Written exercise
Pictures are not part of the copy. Retype the lines from the first one through the line that contains "MdRefresh, MdLock, MdStarBorder".

Information provided
= = =
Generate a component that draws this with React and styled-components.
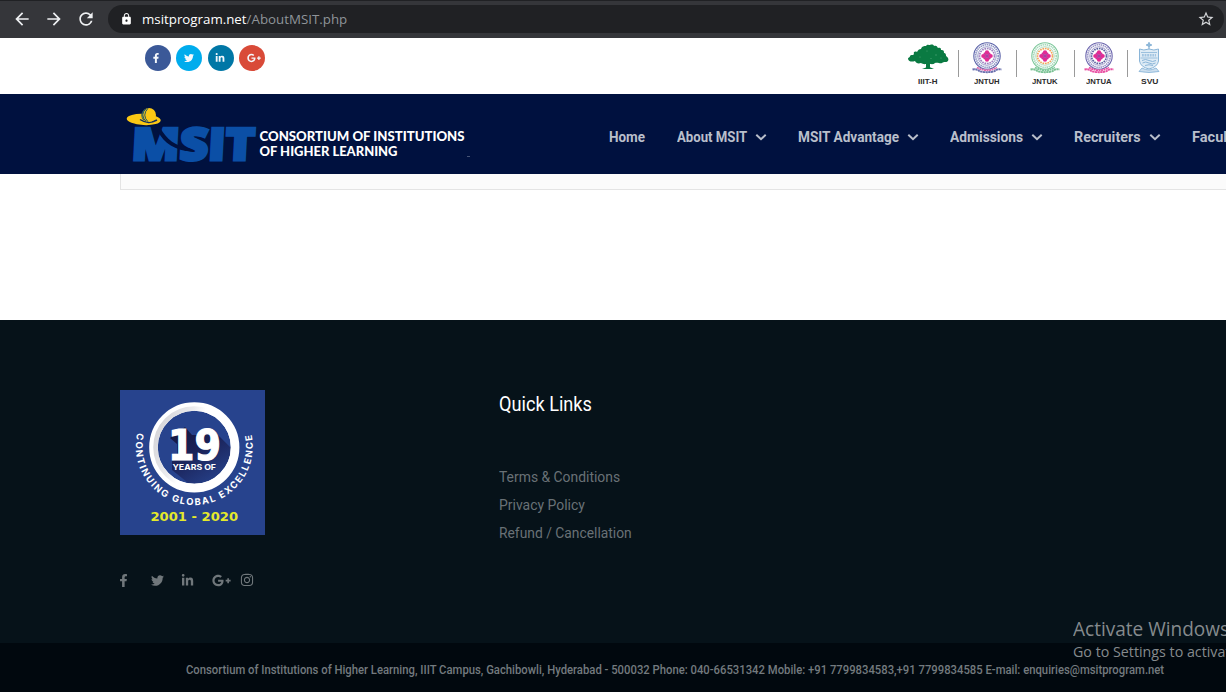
import React, { useLayoutEffect, useRef, useState } from 'react';
import styled, { createGlobalStyle } from 'styled-components';
import { FaFacebookF, FaTwitter, FaLinkedinIn, FaGooglePlusG, FaInstagram } from 'react-icons/fa';
import { MdArrowBack, MdArrowForward, MdRefresh, MdLock, MdStarBorder } from 'react-icons/md';

const GlobalStyle = createGlobalStyle`
  * { box-sizing: border-box; }
  html, body { margin: 0; overflow: hidden; }
  body { font-family: Roboto, "Liberation Sans", sans-serif; background: #fff; }
`;

const Page = styled.div`
  position: relative;
  display: flex;
  flex-direction: column;
  width: 1226px;
  height: 692px;
  overflow: hidden;
`;

/* Text set to a given measure, condensed or widened horizontally. */
const FitBox = styled.span`
  display: inline-block;
  flex: none;
  width: ${(p) => p.$w}px;
  white-space: nowrap;
`;
const FitInner = styled.span`
  display: inline-block;
  transform-origin: 0 50%;
`;
function Fit({ w, children }) {
  const ref = useRef(null);
  const [scale, setScale] = useState(1);
  useLayoutEffect(() => {
    const natural = ref.current.offsetWidth;
    if (natural) setScale(w / natural);
  }, [w]);
  return (
    <FitBox $w={w}>
      <FitInner ref={ref} style={{ transform: `scaleX(${scale})` }}>{children}</FitInner>
    </FitBox>
  );
}

/* Browser toolbar */
const Toolbar = styled.div`
  flex: none;
  display: flex;
  align-items: center;
  height: 38px;
  padding: 0 2px 1px 12px;
  background: #35363a;
  border-top: 1px solid #202124;
  color: #eef0f2;
`;
const ToolButton = styled.span`
  display: flex;
  width: 20px;
  margin-right: 12px;
  svg { width: 20px; height: 20px; }
`;
const AddressBar = styled.div`
  flex: 1;
  display: flex;
  align-items: center;
  height: 28px;
  padding: 0 9px 0 12px;
  border-radius: 14px;
  background: #202124;
  font: 13.5px/20px "Open Sans", "Noto Sans", sans-serif;
  color: #fff;
`;
const LockIcon = styled(MdLock)`
  width: 13px;
  height: 14px;
  margin: 0 9px 1px 0;
`;
const UrlPath = styled.span`
  color: #8f9499;
`;
const Star = styled(MdStarBorder)`
  width: 18px;
  height: 18px;
  margin-left: auto;
  color: #d4d6d9;
`;

/* Top strip */
const TopStrip = styled.div`
  flex: none;
  display: flex;
  justify-content: space-between;
  height: 56px;
  padding: 0 56px 0 145px;
`;
const SocialRow = styled.div`
  display: flex;
  gap: 5.4px;
  padding-top: 7px;
`;
const SocialDot = styled.span`
  display: flex;
  align-items: center;
  justify-content: center;
  width: 26px;
  height: 26px;
  padding: 0 ${(p) => p.$right || 0}px 0 ${(p) => p.$left || 0}px;
  border-radius: 50%;
  background: ${(p) => p.$bg};
  color: #f4f8fc;
  svg { display: block; width: ${(p) => p.$size}px; height: ${(p) => p.$size}px; }
`;
const Partners = styled.div`
  display: grid;
  grid-template-columns: 44px 15px 44px 14px 44px 10px 44px 7px 42px;
`;
const Partner = styled.div`
  display: flex;
  flex-direction: column;
  align-items: center;
  padding-top: 3px;
  font: bold 8px/9px "Liberation Sans", Arial, sans-serif;
  color: #2b2b2b;
  svg { display: block; width: 42px; height: 36px; }
`;
const Divider = styled.span`
  width: 1px;
  height: 27px;
  margin: 12px 0 0 ${(p) => p.$x}px;
  background: #9a9a9a;
`;

/* Navigation */
const Header = styled.header`
  flex: none;
  display: flex;
  height: 80px;
  padding-left: 120px;
  background: #00113f;
`;
const BrandSvg = styled.svg`
  flex: none;
  display: block;
  width: 360px;
  height: 80px;
`;
const Nav = styled.nav`
  display: flex;
  gap: 31px;
  height: 22px;
  margin: 32px 0 0 129px;
`;
const NavItem = styled.a`
  flex: none;
  display: flex;
  align-items: center;
  gap: 8px;
  font-size: 15.5px;
  line-height: 22px;
  font-weight: 700;
  color: #b9bfcb;
  svg { width: 12px; height: 12px; }
`;

/* Body */
const Content = styled.main`
  flex: none;
  height: 146px;
  padding-left: 120px;
`;
const PanelEnd = styled.div`
  height: 16px;
  background: #fbfbfb;
  border: solid #e4e4e4;
  border-width: 0 0 1px 1px;
`;

/* Footer */
const Footer = styled.footer`
  flex: none;
  display: flex;
  height: 323px;
  padding: 70px 0 0 120px;
  background: #061219;
`;
const AboutColumn = styled.div`
  width: 379px;
`;
const BadgeSvg = styled.svg`
  display: block;
  width: 145px;
  height: 145px;
`;
const FooterSocial = styled.div`
  display: grid;
  grid-template-columns: 34px 30px 31px 28px 14px;
  grid-template-rows: 14px;
  align-items: center;
  height: 14px;
  margin: 38px 0 0 -3px;
  color: #70777b;
  svg { display: block; }
`;
const LinksColumn = styled.div`
  color: #697176;
`;
const LinksTitle = styled.h3`
  margin: 0;
  font-size: 20.5px;
  line-height: 28px;
  font-weight: 400;
  color: #fff;
`;
const LinkList = styled.div`
  display: flex;
  flex-direction: column;
  margin-top: 45px;
`;
const FooterLink = styled.a`
  font-size: 15.5px;
  line-height: 28px;
  height: 28px;
`;
const Copyright = styled.div`
  flex: none;
  height: 49px;
  padding: 17px 0 0 185.5px;
  background: #01080e;
  font-size: 13px;
  line-height: 20px;
  font-weight: 500;
  color: #737a7e;
`;
const Watermark = styled.div`
  position: absolute;
  left: 1073px;
  top: 616px;
  font-family: "Open Sans", "Noto Sans", sans-serif;
  color: #858a8d;
  white-space: nowrap;
`;
const WatermarkTitle = styled.div`
  font-size: 19.5px;
  line-height: 26px;
`;
const WatermarkNote = styled.div`
  font-size: 14.5px;
  line-height: 20px;
`;

const Chevron = () => (
  <svg viewBox="0 0 12 12" fill="none" stroke="currentColor" strokeWidth="2">
    <path d="M1.300 3.800 6 8.200l4.700-4.400" />
  </svg>
);

const Tree = () => (
  <svg viewBox="0 0 42 36">
    <g fill="#0a7a42">
      <path d="M1 18c0-2 2-1 2-3 1-2 3 0 4-2-1-2 1-3 3-2 1-2 2-3 4-3 1-3 3-3 5-3 1-2 3-1 4-1 2-1 4 0 4 1 3-1 3 1 4 2 3-1 3 1 3 2 3 0 3 1 3 3 2 0 2 2 2 3 2 1 3 3 2 5-2 2-4 0-6 2-2 1-4-1-7 0-2 2-5 1-7 0-3 2-5 1-7 0-3 1-5 0-6-2-3 1-6 1-7-2Z" />
      <path d="m14 18 5 5v3.500l-4 1.500h12l-4-1.800V23l6-5h-7l-2 2-2-2Z" />
    </g>
    <g fill="#4aa273">
      <circle cx="13" cy="16" r=".6" /><circle cx="20" cy="10" r=".6" /><circle cx="29" cy="14" r=".7" />
      <circle cx="24" cy="17.500" r=".6" /><circle cx="34" cy="17" r=".6" />
    </g>
  </svg>
);

const Emblem = ({ outer, inner, band, ribbon }) => (
  <svg viewBox="0 0 42 36">
    <g fill="none">
      <circle cx="21" cy="15" r="13.200" stroke={outer} strokeWidth="1.100" />
      <circle cx="21" cy="15" r="11.300" stroke={outer} strokeWidth="1.700" strokeDasharray="1.400 .7" opacity=".7" />
      <circle cx="21" cy="15" r="9.300" stroke={outer} strokeWidth="1" opacity=".6" />
      <circle cx="21" cy="15" r="7.500" stroke={inner} strokeWidth="1.700" strokeDasharray="1.700 .8" opacity=".85" />
      <path d="M11 26.500q10 5.500 20 0" stroke={ribbon} strokeWidth="1.900" strokeDasharray="2 .5" />
      <path d="M6.500 28.500q4-1 7 1.700 7.500 2 15 0 3-2.700 7-1.700" stroke={band} strokeWidth="1.900" strokeDasharray="2.300 .4" />
    </g>
    <g fill="#e32b94">
      <circle cx="21" cy="11.300" r="2.100" /><circle cx="21" cy="18.700" r="2.100" />
      <circle cx="17.300" cy="15" r="2.100" /><circle cx="24.700" cy="15" r="2.100" />
      <circle cx="18.800" cy="12.800" r="1.300" /><circle cx="23.200" cy="12.800" r="1.300" />
      <circle cx="18.800" cy="17.200" r="1.300" /><circle cx="23.200" cy="17.200" r="1.300" />
    </g>
    <circle cx="21" cy="15" r="2.100" fill="#c32f98" />
    <path d="m18 12 6 6m0-6-6 6" stroke="#9b4ba8" strokeWidth=".7" />
  </svg>
);

const Crest = () => (
  <svg viewBox="0 0 42 36" fill="none" stroke="#8ab5d8">
    <path d="M21 1v7m-3-4h6" strokeWidth="1.300" />
    <circle cx="21" cy="4" r="1.500" strokeWidth="1" />
    <path d="M11.500 8q4 2 9.500 0 5 2 9.500 0v12q-1 6-9.500 8-8.500-2-9.500-8Z" fill="#deebf5" strokeWidth="1" />
    <path d="M13 11.500h16M12.500 17h17" strokeWidth=".8" />
    <path d="M14 14.300h14" strokeWidth="2.500" strokeDasharray="1.800 .8" opacity=".7" />
    <path d="M14 19.500q3.500-2 7 0t7 0M14.500 22q3-2 6.500 0t6.500 0M17 24.500q4-1.500 8 0" strokeWidth="1" />
    <path d="M11 30.500 14 27q7 4 14 0l3 3.500q-10 2-20 0Z" fill="#cddfee" strokeWidth=".9" />
  </svg>
);

const Brand = () => (
  <BrandSvg viewBox="0 0 360 80">
    <text
      transform="translate(11 66) skewX(-3)"
      fontFamily="Open Sans, sans-serif"
      fontWeight="800"
      fontSize="44.500"
      fill="#0b4fa6"
      stroke="#0b4fa6"
      strokeWidth="3"
      textLength="123"
      lengthAdjust="spacingAndGlyphs"
    >
      MSIT
    </text>
    <path d="M36 33c5 13 14 21 30 24l4-2.500c-14-2-24-9-30-21.500Z" fill="#00113f" />
    <ellipse cx="23.700" cy="25.500" rx="17" ry="5.600" fill="#fbc814" transform="rotate(3 23.700 25.500)" />
    <path d="M20 25.500q8 5.500 17 .5" fill="none" stroke="#17305a" strokeWidth="1.500" />
    <circle cx="29" cy="21" r="7" fill="#fbc814" />
    <g fill="none" stroke="#1d5468" strokeWidth="1">
      <path d="M26 14.700q-6.500 6 0 12.800M28 14.200q-6.500 7 0 13.600M24.200 15.700q-4.500 5-.5 10.500" />
    </g>
    <g fontFamily="Lato, sans-serif" fontWeight="900" fontSize="12.500" fill="#fff">
      <text x="139.500" y="46.600" textLength="205" lengthAdjust="spacingAndGlyphs">CONSORTIUM OF INSTITUTIONS</text>
      <text x="139.500" y="62.200" textLength="138" lengthAdjust="spacingAndGlyphs">OF HIGHER LEARNING</text>
    </g>
    <path d="M347 62.500h3" stroke="#64708c" strokeWidth=".7" />
  </BrandSvg>
);

const Badge = () => (
  <BadgeSvg viewBox="0 0 145 145">
    <defs>
      <linearGradient id="ring" x1="0" y1=".2" x2="1" y2=".6">
        <stop offset="0" stopColor="#d4d4d8" />
        <stop offset=".35" stopColor="#ebebee" />
        <stop offset=".5" stopColor="#fff" />
      </linearGradient>
      <linearGradient id="shade" x1=".1" y1="0" x2=".75" y2="1">
        <stop offset="0" stopColor="#15183f" />
        <stop offset=".4" stopColor="#1a2156" />
        <stop offset="1" stopColor="#27438d" />
      </linearGradient>
      <clipPath id="disc"><circle cx="74.300" cy="57.300" r="37" /></clipPath>
      <path id="arc" d="M17.400 43A58.500 58.500 0 1 0 131.200 43" />
    </defs>
    <path d="M0 0h145v145H0Z" fill="#27438d" />
    <path d="M50 48 65 37l7 8 12 0 10-4 18 18v8L90 96H72L52 80v-9l5-2V54Z" fill="url(#shade)" clipPath="url(#disc)" />
    <circle cx="74.300" cy="57.300" r="40.800" fill="none" stroke="#fff" strokeWidth="8.600" />
    <circle cx="74.300" cy="57.300" r="38.800" fill="none" stroke="url(#ring)" strokeWidth="4.500" />
    <g fill="#fff">
      <text x="48" y="70" fontFamily="DejaVu Sans, sans-serif" fontWeight="700" fontSize="42" textLength="53" lengthAdjust="spacingAndGlyphs" stroke="#fff" strokeWidth="1.200">19</text>
      <text x="52.500" y="80" fontFamily="Inter, sans-serif" fontWeight="700" fontSize="8" textLength="43.500" lengthAdjust="spacingAndGlyphs">YEARS OF</text>
      <text fontFamily="Inter, sans-serif" fontWeight="700" fontSize="9.400">
        <textPath href="#arc" textLength="209" lengthAdjust="spacing">CONTINUING GLOBAL EXCELLENCE</textPath>
      </text>
    </g>
    <text x="30.500" y="131" fontFamily="DejaVu Sans, sans-serif" fontWeight="700" fontSize="13" fill="#e4e92b" textLength="87.500" lengthAdjust="spacingAndGlyphs">2001 - 2020</text>
  </BadgeSvg>
);

const navItems = [
  { label: 'Home', w: 36.5 },
  { label: 'About MSIT', w: 70.5, menu: true },
  { label: 'MSIT Advantage', w: 101, menu: true },
  { label: 'Admissions', w: 73, menu: true },
  { label: 'Recruiters', w: 66.5, menu: true },
  { label: 'Faculty', w: 47 },
];

const footerLinks = [
  { label: 'Terms & Conditions', w: 121 },
  { label: 'Privacy Policy', w: 85.5 },
  { label: 'Refund / Cancellation', w: 133 },
];

export default function App() {
  return (
    <Page>
      <GlobalStyle />
      <Toolbar>
        <ToolButton><MdArrowBack /></ToolButton>
        <ToolButton><MdArrowForward /></ToolButton>
        <ToolButton><MdRefresh /></ToolButton>
        <AddressBar>
          <LockIcon />
          <Fit w={205}>msitprogram.net<UrlPath>/AboutMSIT.php</UrlPath></Fit>
          <Star />
        </AddressBar>
      </Toolbar>

      <TopStrip>
        <SocialRow>
          <SocialDot $bg="#3b5998" $size={10} $right={5}><FaFacebookF /></SocialDot>
          <SocialDot $bg="#00aced" $size={10} $right={1}><FaTwitter /></SocialDot>
          <SocialDot $bg="#0077a6" $size={10} $right={2}><FaLinkedinIn /></SocialDot>
          <SocialDot $bg="#d94a38" $size={14} $left={3}><FaGooglePlusG /></SocialDot>
        </SocialRow>
        <Partners>
          <Partner><Tree /><Fit w={20}>IIIT-H</Fit></Partner>
          <Divider $x={8} />
          <Partner><Emblem outer="#5a62a8" inner="#8d6bb5" band="#6a6fae" ribbon="#e067ac" /><Fit w={26}>JNTUH</Fit></Partner>
          <Divider $x={7} />
          <Partner><Emblem outer="#7cc79a" inner="#f0953f" band="#79c193" ribbon="#7cc79a" /><Fit w={26}>JNTUK</Fit></Partner>
          <Divider $x={7} />
          <Partner><Emblem outer="#6b65ad" inner="#40478f" band="#e84fa2" ribbon="#e84fa2" /><Fit w={26}>JNTUA</Fit></Partner>
          <Divider $x={6} />
          <Partner><Crest /><Fit w={17}>SVU</Fit></Partner>
        </Partners>
      </TopStrip>

      <Header>
        <Brand />
        <Nav>
          {navItems.map((n) => (
            <NavItem key={n.label}>
              <Fit w={n.w}>{n.label}</Fit>
              {n.menu && <Chevron />}
            </NavItem>
          ))}
        </Nav>
      </Header>

      <Content><PanelEnd /></Content>

      <Footer>
        <AboutColumn>
          <Badge />
          <FooterSocial>
            <FaFacebookF size={13} />
            <FaTwitter size={13} />
            <FaLinkedinIn size={13} />
            <FaGooglePlusG size={19} />
            <FaInstagram size={14} />
          </FooterSocial>
        </AboutColumn>
        <LinksColumn>
          <LinksTitle><Fit w={93}>Quick Links</Fit></LinksTitle>
          <LinkList>
            {footerLinks.map((l) => (
              <FooterLink key={l.label}><Fit w={l.w}>{l.label}</Fit></FooterLink>
            ))}
          </LinkList>
        </LinksColumn>
      </Footer>
      <Copyright>
        <Fit w={978}>
          Consortium of Institutions of Higher Learning, IIIT Campus, Gachibowli, Hyderabad - 500032 Phone: 040-66531342 Mobile: +91 7799834583,+91 7799834585 E-mail: enquiries@msitprogram.net
        </Fit>
      </Copyright>

      <Watermark>
        <WatermarkTitle><Fit w={156}>Activate Windows</Fit></WatermarkTitle>
        <WatermarkNote><Fit w={234}>Go to Settings to activate Windows.</Fit></WatermarkNote>
      </Watermark>
    </Page>
  );
}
= = =
Response below
Generate a component that draws this with React and styled-components.
import React, { useLayoutEffect, useRef, useState } from 'react';
import styled, { createGlobalStyle } from 'styled-components';
import { FaFacebookF, FaTwitter, FaLinkedinIn, FaGooglePlusG, FaInstagram } from 'react-icons/fa';
import { MdArrowBack, MdArrowForward, MdRefresh, MdLock, MdStarBorder } from 'react-icons/md';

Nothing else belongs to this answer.